» **WHAT IS REQUIRED**
Retype all of the listing exactly, passing over any picture you find.

» **DATASET SECTION**
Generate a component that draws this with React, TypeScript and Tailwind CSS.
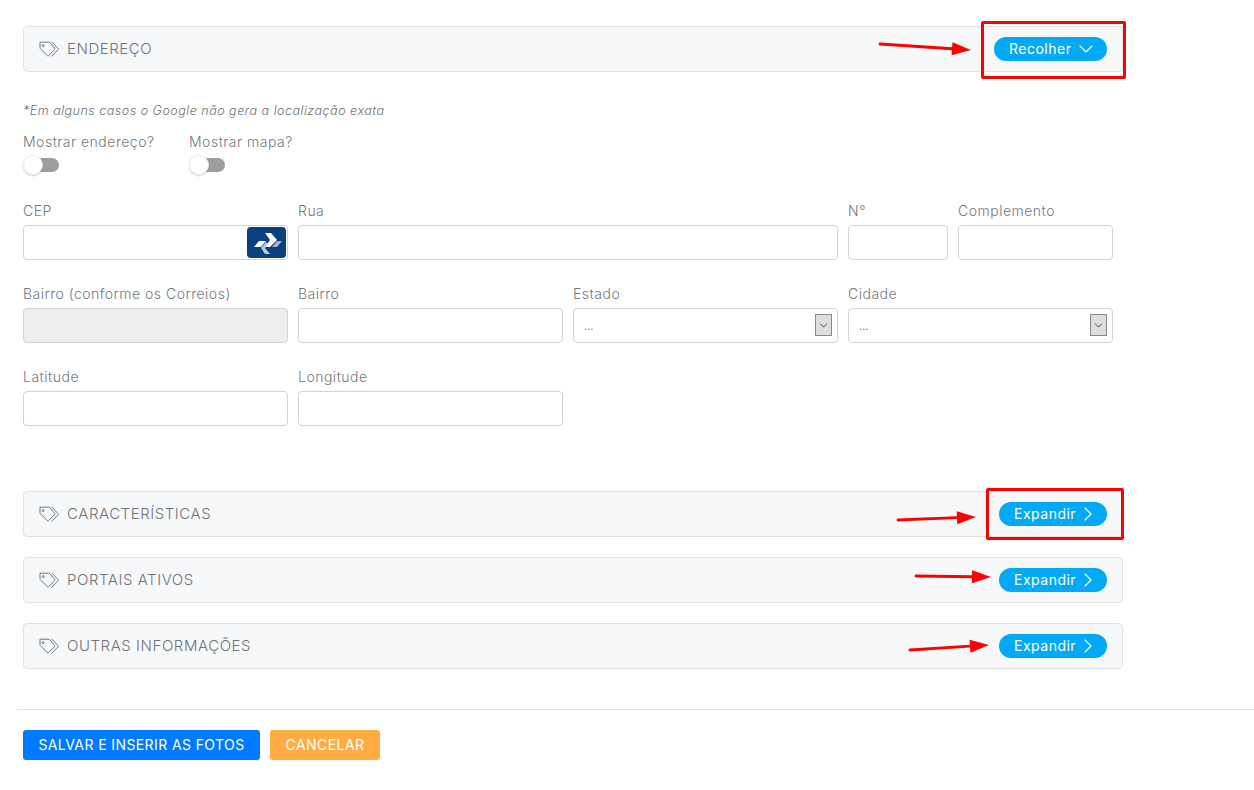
import React from "react";
import { ChevronDown, ChevronRight } from "lucide-react";

const font = { fontFamily: "Inter, 'Open Sans', sans-serif" };

function TagIcon() {
  return (
    <svg width="20" height="16" viewBox="0 0 20 16" fill="none" stroke="#6f777d" strokeWidth="1" className="shrink-0">
      <path d="M1 1.2 H10 a1 1 0 0 1 .7 .3 L15.6 7.3 a1 1 0 0 1 0 1.4 L9.6 14.6 a1 1 0 0 1 -1.4 0 L1.3 7.5 A1 1 0 0 1 1 6.8 Z" strokeLinejoin="round" />
      <circle cx="4.2" cy="4.6" r="1" />
      <path d="M13 1.2 L19 7.6 a1 1 0 0 1 0 1.3 L12.7 15.2" strokeLinecap="round" />
    </svg>
  );
}

function Panel({ title, open, mt }: { title: string; open?: boolean; mt: string }) {
  return (
    <div className={`${mt} flex h-[46px] w-[1100px] items-center justify-between rounded-[4px] border border-[#e0e2e6] bg-[#f7f8fa] pl-[15px] pr-[15px]`}>
      <div className="flex items-center gap-[8px]">
        <TagIcon />
        <span className="text-[15px] font-light tracking-[0.55px] text-[#6f7275]">{title}</span>
      </div>
      {open ? (
        <button className="flex h-[24px] w-[113px] items-center justify-start gap-[3px] rounded-full bg-[#04a9f5] pl-[15px] text-[14px] tracking-[0.5px] text-white">
          <span className="-translate-y-[1px]">Recolher</span> <ChevronDown size={24} strokeWidth={1.1} />
        </button>
      ) : (
        <button className="flex h-[24px] w-[108px] items-center justify-start gap-0 rounded-full bg-[#04a9f5] pl-[15px] text-[14px] tracking-[0.5px] text-white">
          <span className="-translate-y-[1px]">Expandir</span> <ChevronRight size={24} strokeWidth={1.1} />
        </button>
      )}
    </div>
  );
}

function Toggle() {
  return (
    <div className="relative mt-[3px] h-[20px] w-[36px]">
      <div className="absolute left-[8px] top-[3px] h-[14px] w-[28px] rounded-full bg-[#9e9e9e]" />
      <div className="absolute left-0 top-0 h-[20px] w-[20px] rounded-full border border-[#eeeeee] bg-white shadow-[0_1px_2px_rgba(0,0,0,0.2)]" />
    </div>
  );
}

const labelCls = "h-[20px] whitespace-nowrap text-[14px] font-light leading-[20px] tracking-[0.5px] text-[#74787c]";

function Field({ label, w, children, disabled }: { label: string; w: string; children?: React.ReactNode; disabled?: boolean }) {
  return (
    <div className={`${w} shrink-0`}>
      <div className={labelCls}>{label}</div>
      <div className={`relative mt-[4px] h-[35px] rounded-[4px] border border-[#ced4da] ${disabled ? "bg-[#eeeeee]" : "bg-white"}`}>
        {children}
      </div>
    </div>
  );
}

function SelectInner() {
  return (
    <>
      <span className="absolute left-[10px] top-[9px] text-[11px] leading-[16px] text-[#84888c]">...</span>
      <span className="absolute right-[5px] top-[5px] flex h-[22px] w-[17px] items-center justify-center border border-[#8a8a8a] bg-[#dedede]">
        <ChevronDown size={13} strokeWidth={1.6} color="#333" />
      </span>
    </>
  );
}

function CorreiosLogo() {
  return (
    <div className="absolute right-[1px] top-[1px] flex h-[31px] w-[39px] items-center justify-center rounded-[4px] bg-[#0a3f80]">
      <svg width="32" height="24" viewBox="0 0 32 24">
        <polygon points="3,16 8,10 15,10 10,16" fill="#ffffff" />
        <polygon points="14,2 20,2 26,9 19,16 14,16 19,9" fill="#ffffff" />
        <polygon points="10,17 15,11 17,13 14,17 19,23 14,23" fill="#b9cbe0" />
        <polygon points="21,16 26,10 31,10 26,16" fill="#9db6d3" />
      </svg>
    </div>
  );
}

function Arrow({ x1, y1, x2, y2 }: { x1: number; y1: number; x2: number; y2: number }) {
  const a = Math.atan2(y2 - y1, x2 - x1);
  const bx = x2 - Math.cos(a) * 19;
  const by = y2 - Math.sin(a) * 19;
  const px = -Math.sin(a) * 6.5;
  const py = Math.cos(a) * 6.5;
  return (
    <>
      <line x1={x1 + 1} y1={y1} x2={bx} y2={by} stroke="#fe0000" strokeWidth="2.8" strokeLinecap="round" />
      <polygon points={`${x2},${y2} ${bx + px},${by + py} ${bx - px},${by - py}`} fill="#fe0000" />
    </>
  );
}

export default function App() {
  return (
    <div className="relative h-[790px] w-[1254px] overflow-hidden bg-white" style={font}>
      <div className="pl-[23px] pt-[26px]">
        <Panel title="ENDEREÇO" open mt="mt-0" />

        <p className="mt-[29px] h-[20px] text-[12.5px] font-light italic leading-[20px] tracking-[0.5px] text-[#6d7175]">
          *Em alguns casos o Google não gera a localização exata
        </p>

        <div className="mt-[11px] flex gap-[35px]">
          <div className="w-[131px]">
            <div className={labelCls}>Mostrar endereço?</div>
            <Toggle />
          </div>
          <div>
            <div className={labelCls}>Mostrar mapa?</div>
            <Toggle />
          </div>
        </div>

        <div className="mt-[26px] flex gap-[10px]">
          <Field label="CEP" w="w-[265px]"><CorreiosLogo /></Field>
          <Field label="Rua" w="w-[540px]" />
          <Field label="N°" w="w-[100px]" />
          <Field label="Complemento" w="w-[155px]" />
        </div>

        <div className="mt-[24px] flex gap-[10px]">
          <Field label="Bairro (conforme os Correios)" w="w-[265px]" disabled />
          <Field label="Bairro" w="w-[265px]" />
          <Field label="Estado" w="w-[265px]"><SelectInner /></Field>
          <Field label="Cidade" w="w-[265px]"><SelectInner /></Field>
        </div>

        <div className="mt-[24px] flex gap-[10px]">
          <Field label="Latitude" w="w-[265px]" />
          <Field label="Longitude" w="w-[265px]" />
        </div>

        <Panel title="CARACTERÍSTICAS" mt="mt-[65px]" />
        <Panel title="PORTAIS ATIVOS" mt="mt-[20px]" />
        <Panel title="OUTRAS INFORMAÇÕES" mt="mt-[20px]" />
      </div>

      <div className="ml-[17px] mt-[40px] border-t border-[#e2e2e2] pl-[6px] pt-[20px]">
        <div className="flex gap-[10px]">
          <button className="flex h-[30px] w-[237px] items-center justify-center rounded-[3px] bg-[#007bff] pb-[1px] text-[14px] tracking-[0.4px] text-white">
            SALVAR E INSERIR AS FOTOS
          </button>
          <button className="flex h-[30px] w-[110px] items-center justify-center rounded-[3px] bg-[#ffad42] pb-[1px] text-[14px] tracking-[0.45px] text-white">
            CANCELAR
          </button>
        </div>
      </div>

      <div className="absolute left-[981px] top-[21px] h-[58px] w-[145px] rounded-[2px] border-[3px] border-[#fe0000]" />
      <div className="absolute left-[986px] top-[488px] h-[52px] w-[138px] rounded-[2px] border-[3px] border-[#fe0000]" />
      <svg className="absolute left-0 top-0" width="1254" height="790">
        <Arrow x1={879} y1={44} x2={971} y2={50} />
        <Arrow x1={897} y1={520} x2={976} y2={517} />
        <Arrow x1={915} y1={576} x2={991} y2={577} />
        <Arrow x1={909} y1={650} x2={989} y2={645} />
      </svg>
    </div>
  );
}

» **TASK RESPONSE**
Generate a component that draws this with React, TypeScript and Tailwind CSS.
import React from "react";
import { ChevronDown, ChevronRight } from "lucide-react";

const font = { fontFamily: "Inter, 'Open Sans', sans-serif" };

function TagIcon() {
  return (
    <svg width="20" height="16" viewBox="0 0 20 16" fill="none" stroke="#6f777d" strokeWidth="1" className="shrink-0">
      <path d="M1 1.2 H10 a1 1 0 0 1 .7 .3 L15.6 7.3 a1 1 0 0 1 0 1.4 L9.6 14.6 a1 1 0 0 1 -1.4 0 L1.3 7.5 A1 1 0 0 1 1 6.8 Z" strokeLinejoin="round" />
      <circle cx="4.2" cy="4.6" r="1" />
      <path d="M13 1.2 L19 7.6 a1 1 0 0 1 0 1.3 L12.7 15.2" strokeLinecap="round" />
    </svg>
  );
}

function Panel({ title, open, mt }: { title: string; open?: boolean; mt: string }) {
  return (
    <div className={`${mt} flex h-[46px] w-[1100px] items-center justify-between rounded-[4px] border border-[#e0e2e6] bg-[#f7f8fa] pl-[15px] pr-[15px]`}>
      <div className="flex items-center gap-[8px]">
        <TagIcon />
        <span className="text-[15px] font-light tracking-[0.55px] text-[#6f7275]">{title}</span>
      </div>
      {open ? (
        <button className="flex h-[24px] w-[113px] items-center justify-start gap-[3px] rounded-full bg-[#04a9f5] pl-[15px] text-[14px] tracking-[0.5px] text-white">
          <span className="-translate-y-[1px]">Recolher</span> <ChevronDown size={24} strokeWidth={1.1} />
        </button>
      ) : (
        <button className="flex h-[24px] w-[108px] items-center justify-start gap-0 rounded-full bg-[#04a9f5] pl-[15px] text-[14px] tracking-[0.5px] text-white">
          <span className="-translate-y-[1px]">Expandir</span> <ChevronRight size={24} strokeWidth={1.1} />
        </button>
      )}
    </div>
  );
}

function Toggle() {
  return (
    <div className="relative mt-[3px] h-[20px] w-[36px]">
      <div className="absolute left-[8px] top-[3px] h-[14px] w-[28px] rounded-full bg-[#9e9e9e]" />
      <div className="absolute left-0 top-0 h-[20px] w-[20px] rounded-full border border-[#eeeeee] bg-white shadow-[0_1px_2px_rgba(0,0,0,0.2)]" />
    </div>
  );
}

const labelCls = "h-[20px] whitespace-nowrap text-[14px] font-light leading-[20px] tracking-[0.5px] text-[#74787c]";

function Field({ label, w, children, disabled }: { label: string; w: string; children?: React.ReactNode; disabled?: boolean }) {
  return (
    <div className={`${w} shrink-0`}>
      <div className={labelCls}>{label}</div>
      <div className={`relative mt-[4px] h-[35px] rounded-[4px] border border-[#ced4da] ${disabled ? "bg-[#eeeeee]" : "bg-white"}`}>
        {children}
      </div>
    </div>
  );
}

function SelectInner() {
  return (
    <>
      <span className="absolute left-[10px] top-[9px] text-[11px] leading-[16px] text-[#84888c]">...</span>
      <span className="absolute right-[5px] top-[5px] flex h-[22px] w-[17px] items-center justify-center border border-[#8a8a8a] bg-[#dedede]">
        <ChevronDown size={13} strokeWidth={1.6} color="#333" />
      </span>
    </>
  );
}

function CorreiosLogo() {
  return (
    <div className="absolute right-[1px] top-[1px] flex h-[31px] w-[39px] items-center justify-center rounded-[4px] bg-[#0a3f80]">
      <svg width="32" height="24" viewBox="0 0 32 24">
        <polygon points="3,16 8,10 15,10 10,16" fill="#ffffff" />
        <polygon points="14,2 20,2 26,9 19,16 14,16 19,9" fill="#ffffff" />
        <polygon points="10,17 15,11 17,13 14,17 19,23 14,23" fill="#b9cbe0" />
        <polygon points="21,16 26,10 31,10 26,16" fill="#9db6d3" />
      </svg>
    </div>
  );
}

function Arrow({ x1, y1, x2, y2 }: { x1: number; y1: number; x2: number; y2: number }) {
  const a = Math.atan2(y2 - y1, x2 - x1);
  const bx = x2 - Math.cos(a) * 19;
  const by = y2 - Math.sin(a) * 19;
  const px = -Math.sin(a) * 6.5;
  const py = Math.cos(a) * 6.5;
  return (
    <>
      <line x1={x1 + 1} y1={y1} x2={bx} y2={by} stroke="#fe0000" strokeWidth="2.8" strokeLinecap="round" />
      <polygon points={`${x2},${y2} ${bx + px},${by + py} ${bx - px},${by - py}`} fill="#fe0000" />
    </>
  );
}

export default function App() {
  return (
    <div className="relative h-[790px] w-[1254px] overflow-hidden bg-white" style={font}>
      <div className="pl-[23px] pt-[26px]">
        <Panel title="ENDEREÇO" open mt="mt-0" />

        <p className="mt-[29px] h-[20px] text-[12.5px] font-light italic leading-[20px] tracking-[0.5px] text-[#6d7175]">
          *Em alguns casos o Google não gera a localização exata
        </p>

        <div className="mt-[11px] flex gap-[35px]">
          <div className="w-[131px]">
            <div className={labelCls}>Mostrar endereço?</div>
            <Toggle />
          </div>
          <div>
            <div className={labelCls}>Mostrar mapa?</div>
            <Toggle />
          </div>
        </div>

        <div className="mt-[26px] flex gap-[10px]">
          <Field label="CEP" w="w-[265px]"><CorreiosLogo /></Field>
          <Field label="Rua" w="w-[540px]" />
          <Field label="N°" w="w-[100px]" />
          <Field label="Complemento" w="w-[155px]" />
        </div>

        <div className="mt-[24px] flex gap-[10px]">
          <Field label="Bairro (conforme os Correios)" w="w-[265px]" disabled />
          <Field label="Bairro" w="w-[265px]" />
          <Field label="Estado" w="w-[265px]"><SelectInner /></Field>
          <Field label="Cidade" w="w-[265px]"><SelectInner /></Field>
        </div>

        <div className="mt-[24px] flex gap-[10px]">
          <Field label="Latitude" w="w-[265px]" />
          <Field label="Longitude" w="w-[265px]" />
        </div>

        <Panel title="CARACTERÍSTICAS" mt="mt-[65px]" />
        <Panel title="PORTAIS ATIVOS" mt="mt-[20px]" />
        <Panel title="OUTRAS INFORMAÇÕES" mt="mt-[20px]" />
      </div>

      <div className="ml-[17px] mt-[40px] border-t border-[#e2e2e2] pl-[6px] pt-[20px]">
        <div className="flex gap-[10px]">
          <button className="flex h-[30px] w-[237px] items-center justify-center rounded-[3px] bg-[#007bff] pb-[1px] text-[14px] tracking-[0.4px] text-white">
            SALVAR E INSERIR AS FOTOS
          </button>
          <button className="flex h-[30px] w-[110px] items-center justify-center rounded-[3px] bg-[#ffad42] pb-[1px] text-[14px] tracking-[0.45px] text-white">
            CANCELAR
          </button>
        </div>
      </div>

      <div className="absolute left-[981px] top-[21px] h-[58px] w-[145px] rounded-[2px] border-[3px] border-[#fe0000]" />
      <div className="absolute left-[986px] top-[488px] h-[52px] w-[138px] rounded-[2px] border-[3px] border-[#fe0000]" />
      <svg className="absolute left-0 top-0" width="1254" height="790">
        <Arrow x1={879} y1={44} x2={971} y2={50} />
        <Arrow x1={897} y1={520} x2={976} y2={517} />
        <Arrow x1={915} y1={576} x2={991} y2={577} />
        <Arrow x1={909} y1={650} x2={989} y2={645} />
      </svg>
    </div>
  );
}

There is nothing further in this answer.